WHAT TO DO
Pick every line from the data that holds the word "React".

DATA SECTION
------

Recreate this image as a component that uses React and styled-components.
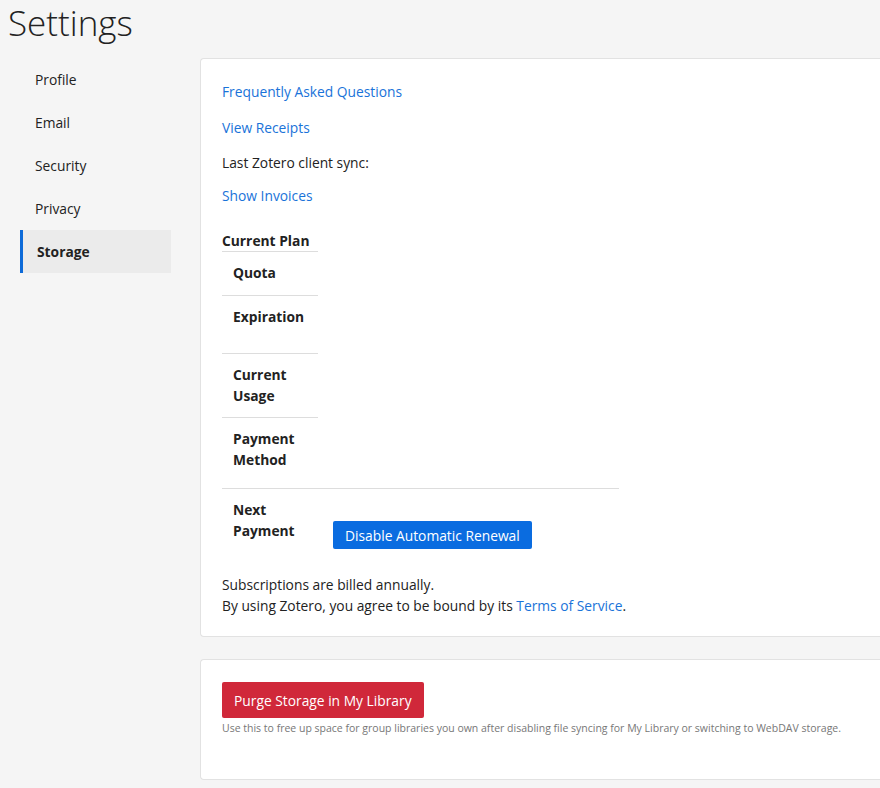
import React from "react";
import styled, { createGlobalStyle } from "styled-components";

const Global = createGlobalStyle`
  html, body { margin: 0; background: #f5f5f5; }
  body { font-family: "Open Sans", "Noto Sans", sans-serif; font-size: 13.8px; color: #222; }
`;

const Page = styled.div`
  padding: 0 0 0 8px;
  width: 872px;
  overflow: hidden;
`;
const Title = styled.h1`
  margin: 0;
  font-weight: 300;
  font-size: 35px;
  line-height: 46px;
  color: #222;
`;
const Body = styled.div`
  display: flex;
  margin-top: 12px;
`;
const Nav = styled.nav`
  width: 151px;
  margin-left: 12px;
  margin-right: 29px;
  display: flex;
  flex-direction: column;
`;
const NavItem = styled.div`
  height: 43px;
  display: flex;
  align-items: center;
  padding-left: ${p => (p.$active ? "14px" : "15px")};
  border-left: ${p => (p.$active ? "3px solid #0d6ad8" : "none")};
  background: ${p => (p.$active ? "#ebebeb" : "transparent")};
  font-weight: ${p => (p.$active ? 700 : 400)};
  color: #222;
`;
const Main = styled.div`
  flex: 1;
  display: flex;
  flex-direction: column;
  gap: 22px;
`;
const Card = styled.section`
  background: #fff;
  border: 1px solid #e2e2e2;
  border-right: none;
  border-radius: 4px 0 0 4px;
  padding: ${p => p.$pad};
`;
const Link = styled.a`
  color: #1a73d9;
  text-decoration: none;
`;
const Line = styled.div`
  line-height: 20px;
  margin-bottom: ${p => p.$mb || 0}px;
`;
const Table = styled.div`
  display: grid;
  grid-template-columns: 96px 301px;
  margin-top: 24px;
  line-height: 21px;
`;
const Head = styled.div`
  grid-column: 1;
  font-weight: 700;
  padding-bottom: 0;
  border-bottom: 1px solid #ddd;
`;
const Label = styled.div`
  grid-column: 1;
  font-weight: 700;
  padding: 10px 11px 0;
  height: ${p => p.$h}px;
  box-sizing: border-box;
  border-top: ${p => (p.$top ? "1px solid #ddd" : "none")};
`;
const Value = styled.div`
  grid-column: 2;
  padding: 32px 0 0 15px;
  border-top: 1px solid #ddd;
`;
const Blue = styled.button`
  background: #0a6ce0;
  color: #fff;
  border: none;
  border-radius: 2px;
  font: inherit;
  padding: 0 12px;
  height: 28px;
`;
const Notes = styled.div`
  margin-top: 22px;
  line-height: 21px;
`;
const Red = styled.button`
  background: #d0283a;
  color: #fff;
  border: none;
  border-radius: 2px;
  font: inherit;
  padding: 0 12px;
  height: 36px;
`;
const Help = styled.div`
  font-size: 10.5px;
  color: #777;
  margin-top: 3px;
`;

export default function App() {
  return (
    <Page>
      <Global />
      <Title>Settings</Title>
      <Body>
        <Nav>
          {["Profile", "Email", "Security", "Privacy", "Storage"].map(n => (
            <NavItem key={n} $active={n === "Storage"}>{n}</NavItem>
          ))}
        </Nav>
        <Main>
          <Card $pad="23px 0 20px 21px">
            <Line $mb={16}><Link>Frequently Asked Questions</Link></Line>
            <Line $mb={15}><Link>View Receipts</Link></Line>
            <Line $mb={13}>Last Zotero client sync:</Line>
            <Line><Link>Show Invoices</Link></Line>
            <Table>
              <Head>Current Plan</Head>
              <Label $h={43}>Quota</Label>
              <Label $h={58} $top>Expiration</Label>
              <Label $h={64} $top>Current Usage</Label>
              <Label $h={71} $top>Payment Method</Label>
              <Label $h={64} $top>Next Payment</Label>
              <Value style={{ gridRow: 6 }}><Blue>Disable Automatic Renewal</Blue></Value>
            </Table>
            <Notes>
              Subscriptions are billed annually.<br />
              By using Zotero, you agree to be bound by its <Link>Terms of Service</Link>.
            </Notes>
          </Card>
          <Card $pad="22px 0 44px 21px">
            <Red>Purge Storage in My Library</Red>
            <Help>Use this to free up space for group libraries you own after disabling file syncing for My Library or switching to WebDAV storage.</Help>
          </Card>
        </Main>
      </Body>
    </Page>
  );
}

------

FULL OUTPUT
Recreate this image as a component that uses React and styled-components.
import React from "react";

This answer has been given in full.